--- START OF DATA BLOCK ---
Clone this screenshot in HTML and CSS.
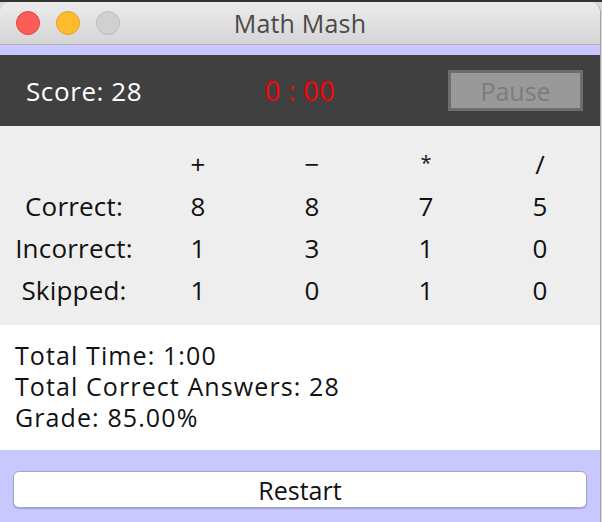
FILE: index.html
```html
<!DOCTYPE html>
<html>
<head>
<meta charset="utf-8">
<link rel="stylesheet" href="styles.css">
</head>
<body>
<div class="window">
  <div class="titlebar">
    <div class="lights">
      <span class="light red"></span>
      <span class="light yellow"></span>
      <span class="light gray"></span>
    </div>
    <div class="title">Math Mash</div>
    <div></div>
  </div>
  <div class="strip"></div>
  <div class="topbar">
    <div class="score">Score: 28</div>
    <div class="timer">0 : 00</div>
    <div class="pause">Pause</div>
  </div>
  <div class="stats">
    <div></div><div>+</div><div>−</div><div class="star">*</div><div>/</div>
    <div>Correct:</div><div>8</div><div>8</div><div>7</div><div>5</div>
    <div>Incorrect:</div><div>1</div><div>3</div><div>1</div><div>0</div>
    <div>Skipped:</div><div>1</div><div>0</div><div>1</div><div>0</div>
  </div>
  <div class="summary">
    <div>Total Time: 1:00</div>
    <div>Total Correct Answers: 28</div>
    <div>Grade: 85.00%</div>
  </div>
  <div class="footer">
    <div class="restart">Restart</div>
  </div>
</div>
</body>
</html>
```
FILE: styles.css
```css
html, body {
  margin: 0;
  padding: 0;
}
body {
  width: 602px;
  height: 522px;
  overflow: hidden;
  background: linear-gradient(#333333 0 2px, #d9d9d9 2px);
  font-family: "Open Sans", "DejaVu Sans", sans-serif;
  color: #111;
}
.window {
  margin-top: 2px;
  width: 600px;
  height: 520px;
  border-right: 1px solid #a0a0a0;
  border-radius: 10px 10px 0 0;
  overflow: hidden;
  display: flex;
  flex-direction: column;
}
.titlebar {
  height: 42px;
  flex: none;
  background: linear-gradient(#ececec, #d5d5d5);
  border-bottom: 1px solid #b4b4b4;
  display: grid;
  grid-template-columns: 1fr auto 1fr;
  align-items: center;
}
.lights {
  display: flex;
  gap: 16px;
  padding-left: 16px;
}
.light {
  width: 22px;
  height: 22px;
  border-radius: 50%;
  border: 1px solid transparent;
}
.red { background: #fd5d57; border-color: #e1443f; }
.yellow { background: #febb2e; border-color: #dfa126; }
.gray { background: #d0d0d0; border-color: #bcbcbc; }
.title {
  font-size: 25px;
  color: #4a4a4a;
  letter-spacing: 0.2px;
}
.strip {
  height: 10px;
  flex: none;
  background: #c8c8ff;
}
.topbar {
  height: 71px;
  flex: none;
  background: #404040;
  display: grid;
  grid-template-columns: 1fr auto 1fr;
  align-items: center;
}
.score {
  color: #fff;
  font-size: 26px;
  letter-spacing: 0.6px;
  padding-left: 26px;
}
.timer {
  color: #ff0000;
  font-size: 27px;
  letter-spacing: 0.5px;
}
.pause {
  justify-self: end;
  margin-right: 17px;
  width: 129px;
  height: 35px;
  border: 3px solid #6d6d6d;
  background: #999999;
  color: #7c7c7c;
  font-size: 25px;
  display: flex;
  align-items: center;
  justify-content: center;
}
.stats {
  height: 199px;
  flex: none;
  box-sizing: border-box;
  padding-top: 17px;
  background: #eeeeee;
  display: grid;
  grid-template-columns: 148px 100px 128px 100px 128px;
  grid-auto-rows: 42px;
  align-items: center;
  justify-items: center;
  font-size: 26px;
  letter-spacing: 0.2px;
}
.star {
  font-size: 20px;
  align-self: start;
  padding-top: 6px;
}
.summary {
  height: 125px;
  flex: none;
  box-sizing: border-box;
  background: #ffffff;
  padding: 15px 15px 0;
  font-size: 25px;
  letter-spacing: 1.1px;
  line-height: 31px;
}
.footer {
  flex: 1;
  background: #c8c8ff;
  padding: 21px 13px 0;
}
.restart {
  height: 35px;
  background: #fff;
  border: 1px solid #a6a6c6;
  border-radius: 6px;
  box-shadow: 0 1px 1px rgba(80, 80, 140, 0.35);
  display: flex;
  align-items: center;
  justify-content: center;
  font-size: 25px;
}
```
--- END OF DATA BLOCK ---
■ **WHAT YOU WILL DO**:
Write out the data precisely as given, excluding the pictures.

■ **OUTPUT FOR THIS TASK**:
Clone this screenshot in HTML and CSS.
FILE: index.html
```html
<!DOCTYPE html>
<html>
<head>
<meta charset="utf-8">
<link rel="stylesheet" href="styles.css">
</head>
<body>
<div class="window">
  <div class="titlebar">
    <div class="lights">
      <span class="light red"></span>
      <span class="light yellow"></span>
      <span class="light gray"></span>
    </div>
    <div class="title">Math Mash</div>
    <div></div>
  </div>
  <div class="strip"></div>
  <div class="topbar">
    <div class="score">Score: 28</div>
    <div class="timer">0 : 00</div>
    <div class="pause">Pause</div>
  </div>
  <div class="stats">
    <div></div><div>+</div><div>−</div><div class="star">*</div><div>/</div>
    <div>Correct:</div><div>8</div><div>8</div><div>7</div><div>5</div>
    <div>Incorrect:</div><div>1</div><div>3</div><div>1</div><div>0</div>
    <div>Skipped:</div><div>1</div><div>0</div><div>1</div><div>0</div>
  </div>
  <div class="summary">
    <div>Total Time: 1:00</div>
    <div>Total Correct Answers: 28</div>
    <div>Grade: 85.00%</div>
  </div>
  <div class="footer">
    <div class="restart">Restart</div>
  </div>
</div>
</body>
</html>
```
FILE: styles.css
```css
html, body {
  margin: 0;
  padding: 0;
}
body {
  width: 602px;
  height: 522px;
  overflow: hidden;
  background: linear-gradient(#333333 0 2px, #d9d9d9 2px);
  font-family: "Open Sans", "DejaVu Sans", sans-serif;
  color: #111;
}
.window {
  margin-top: 2px;
  width: 600px;
  height: 520px;
  border-right: 1px solid #a0a0a0;
  border-radius: 10px 10px 0 0;
  overflow: hidden;
  display: flex;
  flex-direction: column;
}
.titlebar {
  height: 42px;
  flex: none;
  background: linear-gradient(#ececec, #d5d5d5);
  border-bottom: 1px solid #b4b4b4;
  display: grid;
  grid-template-columns: 1fr auto 1fr;
  align-items: center;
}
.lights {
  display: flex;
  gap: 16px;
  padding-left: 16px;
}
.light {
  width: 22px;
  height: 22px;
  border-radius: 50%;
  border: 1px solid transparent;
}
.red { background: #fd5d57; border-color: #e1443f; }
.yellow { background: #febb2e; border-color: #dfa126; }
.gray { background: #d0d0d0; border-color: #bcbcbc; }
.title {
  font-size: 25px;
  color: #4a4a4a;
  letter-spacing: 0.2px;
}
.strip {
  height: 10px;
  flex: none;
  background: #c8c8ff;
}
.topbar {
  height: 71px;
  flex: none;
  background: #404040;
  display: grid;
  grid-template-columns: 1fr auto 1fr;
  align-items: center;
}
.score {
  color: #fff;
  font-size: 26px;
  letter-spacing: 0.6px;
  padding-left: 26px;
}
.timer {
  color: #ff0000;
  font-size: 27px;
  letter-spacing: 0.5px;
}
.pause {
  justify-self: end;
  margin-right: 17px;
  width: 129px;
  height: 35px;
  border: 3px solid #6d6d6d;
  background: #999999;
  color: #7c7c7c;
  font-size: 25px;
  display: flex;
  align-items: center;
  justify-content: center;
}
.stats {
  height: 199px;
  flex: none;
  box-sizing: border-box;
  padding-top: 17px;
  background: #eeeeee;
  display: grid;
  grid-template-columns: 148px 100px 128px 100px 128px;
  grid-auto-rows: 42px;
  align-items: center;
  justify-items: center;
  font-size: 26px;
  letter-spacing: 0.2px;
}
.star {
  font-size: 20px;
  align-self: start;
  padding-top: 6px;
}
.summary {
  height: 125px;
  flex: none;
  box-sizing: border-box;
  background: #ffffff;
  padding: 15px 15px 0;
  font-size: 25px;
  letter-spacing: 1.1px;
  line-height: 31px;
}
.footer {
  flex: 1;
  background: #c8c8ff;
  padding: 21px 13px 0;
}
.restart {
  height: 35px;
  background: #fff;
  border: 1px solid #a6a6c6;
  border-radius: 6px;
  box-shadow: 0 1px 1px rgba(80, 80, 140, 0.35);
  display: flex;
  align-items: center;
  justify-content: center;
  font-size: 25px;
}
```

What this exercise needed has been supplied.